Company claims AI model armed with physics, chemistry expertise can cut inefficiencies in mass production.
Toronto-based Basetwo has closed a $11.5 million USD ($16.5 million CAD) Series A round for its artificial intelligence (AI)-powered copilot for manufacturing engineers.
The software-as-a-service (SaaS) startup is trying to solve tech inefficiencies in large-scale chemical manufacturing. Basetwo says its AI platform can cut energy consumption and costs for the mass production of pharmaceuticals, consumer goods, and gas processing.
According to Gaffoor, AI models don’t understand foundational physics or chemistry, hindering AI deployment in manufacturing.
The all-equity, all-primary round was led by Paris-based firm Axa Venture Partners (AVP), with participation from Glasswing Ventures, Deloitte Ventures, Global Brain Ventures, Shimadzu Corporation, Chiyoda Corporation, and United Arab Emirates (UAE)-based angel investors. Investors from AVP and Glasswing are now on Basetwo’s board of directors.
The financing, which closed in September, brings the company’s total amount raised to $17.5 million USD, following its 2022 seed round led by Glasswing Ventures and Argon Ventures.

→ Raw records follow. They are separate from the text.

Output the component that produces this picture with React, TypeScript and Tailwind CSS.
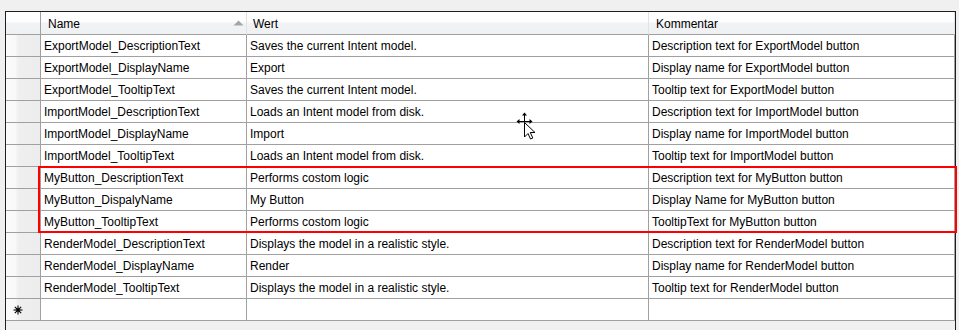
import React from "react";

const rows: [string, string, string][] = [
  ["ExportModel_DescriptionText", "Saves the current Intent model.", "Description text for ExportModel button"],
  ["ExportModel_DisplayName", "Export", "Display name for ExportModel button"],
  ["ExportModel_TooltipText", "Saves the current Intent model.", "Tooltip text for ExportModel button"],
  ["ImportModel_DescriptionText", "Loads an Intent model from disk.", "Description text for ImportModel button"],
  ["ImportModel_DisplayName", "Import", "Display name for ImportModel button"],
  ["ImportModel_TooltipText", "Loads an Intent model from disk.", "Tooltip text for ImportModel button"],
  ["MyButton_DescriptionText", "Performs costom logic", "Description text for MyButton button"],
  ["MyButton_DispalyName", "My Button", "Display Name for MyButton button"],
  ["MyButton_TooltipText", "Performs costom logic", "TooltipText for MyButton button"],
  ["RenderModel_DescriptionText", "Displays the model in a realistic style.", "Description text for RenderModel button"],
  ["RenderModel_DisplayName", "Render", "Display name for RenderModel button"],
  ["RenderModel_TooltipText", "Displays the model in a realistic style.", "Tooltip text for RenderModel button"],
];

const headerBg =
  "bg-[linear-gradient(to_bottom,#ffffff_0%,#fdfdfd_45%,#f2f3f5_50%,#eff0f2_100%)]";
const rowHeadBg =
  "bg-[linear-gradient(to_right,#fbfbfb_0%,#f8f8f8_28%,#efefef_36%,#ededed_100%)]";
const cell = "h-[22px] border-r border-b border-[#a0a0a0] bg-white pl-[3px] flex items-center whitespace-nowrap overflow-hidden";

function Asterisk() {
  return (
    <svg width="10" height="10" viewBox="0 0 10 10">
      <g stroke="#000" strokeWidth="1.1">
        <line x1="5" y1="0.5" x2="5" y2="9.5" />
        <line x1="0.5" y1="5" x2="9.5" y2="5" />
        <line x1="1.8" y1="1.8" x2="8.2" y2="8.2" />
        <line x1="8.2" y1="1.8" x2="1.8" y2="8.2" />
      </g>
      <rect x="3.5" y="3.5" width="3" height="3" fill="#000" />
    </svg>
  );
}

export default function App() {
  return (
    <div
      className="relative w-[959px] h-[330px] overflow-hidden bg-[#f0f0f0] pt-[11px] pl-[5px] text-[12px] text-black"
      style={{ fontFamily: '"Liberation Sans", Arial, sans-serif' }}
    >
      <div className="w-[951px] h-[319px] border-x border-t border-[#1e1e1e] grid grid-cols-[35px_206px_402px_306px] content-start">
        {/* header */}
        <div className={`h-[23px] border-r border-b border-[#a0a0a0] ${headerBg}`} />
        <div className={`h-[23px] border-r border-b border-r-[#e2e2e2] border-b-[#a0a0a0] ${headerBg} flex items-center justify-between pl-[7px] pr-[2px] pt-[1px]`}>
          <span>Name</span>
          <svg width="11" height="6" viewBox="0 0 11 6" className="mb-[1px]">
            <polygon points="5.5,0.5 10.5,5.5 0.5,5.5" fill="#a5a5a5" />
          </svg>
        </div>
        <div className={`h-[23px] border-r border-b border-r-[#e2e2e2] border-b-[#a0a0a0] ${headerBg} flex items-center pl-[6px] pt-[1px]`}>
          Wert
        </div>
        <div className={`h-[23px] border-r border-b border-r-[#e2e2e2] border-b-[#a0a0a0] ${headerBg} flex items-center pl-[7px] pt-[1px]`}>
          Kommentar
        </div>

        {rows.map((r, i) => (
          <React.Fragment key={i}>
            <div className={`h-[22px] border-r border-b border-[#a0a0a0] ${rowHeadBg}`} />
            <div className={cell}>{r[0]}</div>
            <div className={cell}>{r[1]}</div>
            <div className={cell}>{r[2]}</div>
          </React.Fragment>
        ))}

        {/* new row */}
        <div className={`h-[22px] border-r border-b border-[#a0a0a0] ${rowHeadBg} flex items-center pl-[7px]`}>
          <Asterisk />
        </div>
        <div className={cell} />
        <div className={cell} />
        <div className={cell} />
      </div>

      {/* red highlight box */}
      <div className="absolute left-[38px] top-[166px] w-[919px] h-[67px] border-2 border-[#ff0000] pointer-events-none" />

      {/* move cursor */}
      <svg className="absolute left-[514px] top-[111px]" width="24" height="30" viewBox="0 0 24 30">
        <g stroke="#000" strokeWidth="1" fill="#000">
          <line x1="10.5" y1="3" x2="10.5" y2="11" />
          <line x1="4" y1="10.5" x2="17" y2="10.5" />
        </g>
        <polygon points="10.5,1.5 8,4.5 13,4.5" fill="#000" />
        <polygon points="2.5,10.5 5.5,8 5.5,13" fill="#000" />
        <polygon points="18.5,10.5 15.5,8 15.5,13" fill="#000" />
        <path d="M10.5 11.5 V26 L14 22.5 L16.5 28 L18.8 27 L16.3 21.5 L21 21.5 Z" fill="#fff" stroke="#000" strokeWidth="1" strokeLinejoin="miter" />
      </svg>
    </div>
  );
}
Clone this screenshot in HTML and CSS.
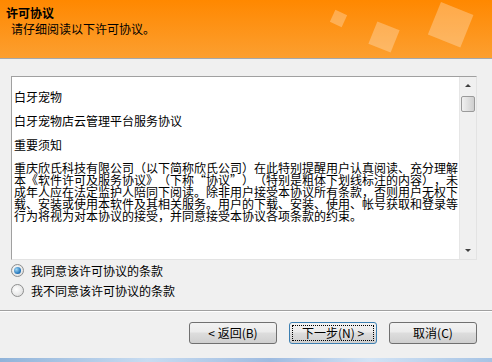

Basetwo’s AI copilot seeks to help chemical manufacturers make production more efficient. For pharmaceutical companies, this could mean identifying and setting the optimal reactor temperatures and mixing speeds when scaling up the production of new drugs.
Thouheed Abdul Gaffoor, CEO and co-founder of Basetwo, said that most generative AI applications have focused on consumer use cases, but optimizing manufacturing through AI requires a different approach that incorporates expertise in physics and engineering.
The biggest problem with deploying AI in manufacturing, according to Gaffoor, is that AI models don’t understand the foundations of physics and chemistry. Instead, they generate outputs based only on historical manufacturing data.
“This is okay for problems such as classifying cats or dogs in images,” Gaffoor told BetaKit. “Still, this would be highly problematic when trying to simulate engineering problems such as chemical reactions in tanks, combustion in engines, or distillation in columns.”
Gaffoor said that Basetwo’s model combines this data with physics and chemistry principles found in engineering handbooks, chemical data tables, and equipment specification files. The approach is handy for pharmaceutical manufacturers, who may be testing new compounds and have limited data available about how they behave in mass production.